Last week a judge ordered actress Felicity Huffman to serve 14 days in prison, pay a $30,000 fine, and conduct 250 hours of community service for paying someone to change her daughter’s ACT scores. The responses regarding her reparations ranged from appropriate to outrageous to “racist”. Huffman was the first of many of the wealthy parents that have been charged with various crimes related to the college admissions scandal and as such serves as a type of benchmark for upcoming cases.
In order to determine if this was the appropriate punishment for Huffman, it may help to look at the reasons the crimes were committed. Many of the parents, not sure about Huffman in particular, wanted to ensure that their child got into the best college possible because of the impact it would have on his or her child’s future. For example, Lori Loughlin, one of the parents with a similar (but perhaps larger) crime, has openly stated that she did not receive a college education and understands how important college is for her daughter’s future success.
I recently read a book called Heartland: A Memoir of Working Hard and Being Broke in the Richest Country on Earth by Sarah Smarsh. I identified with the author having come from an eerily similar background (although I didn’t always agree with her political opinions). The author, however, made it out of what she identified as the unknown poverty level through working hard and being able to receive an education. The education was funded by her own hard work and via various grants and financial aid. I applaud what she has achieved.
Sarah Smarsh is just one individual who has been able to become successful by achieving a college education. That goal is important not only to poor parents but to middle class and wealthy parents. Recent research conducted by Spectrem in our new study entitled Parenting and Financial Issues indicates that 64% of households with more than $100,000 of net worth (not including the primary residence) believe that getting a college education is very important. Women are much more likely to support that concept, with 80% of women agreeing with that statement. When asked what type of cost they would be willing to assume to assist their children, 78% indicated they would help their child pay for a four-year private university. Ninety-five percent of parents would assist with a 4-year public university.

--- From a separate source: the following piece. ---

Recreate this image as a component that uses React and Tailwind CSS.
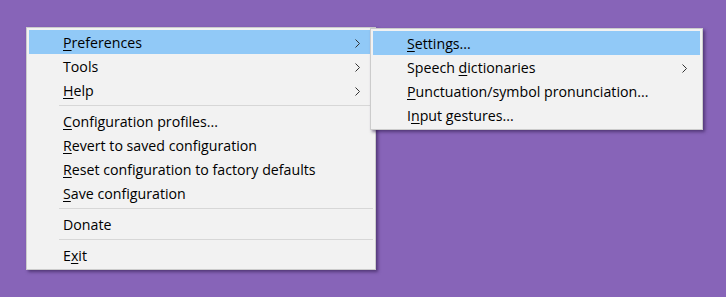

Yet even in these “wealthy” households, many families and their children relied upon student loans, grants and other types of financial aid. Our recent study, High Income Millennials, indicates that roughly 70% of Millennials with more than $150,000 of annual income have student loan debt.
So, I propose a better solution for Felicity Huffman and the other wealthy parents that broke the law while getting their child into the “right” college. Why not have these parents pay the full ride for one or many students that can’t afford to pay for college but deserve to be in these schools?
Will 14 days in prison and $30,000 teach Felicity Huffman a lesson? Yes, probably. But why not provide real life reparations to someone who couldn’t afford to go to one of these schools? Maybe Lori Loughlin and her husband could pick up the tab for a whole class of students?
And maybe we need to reassess the whole college admissions process and the cost of these colleges as well?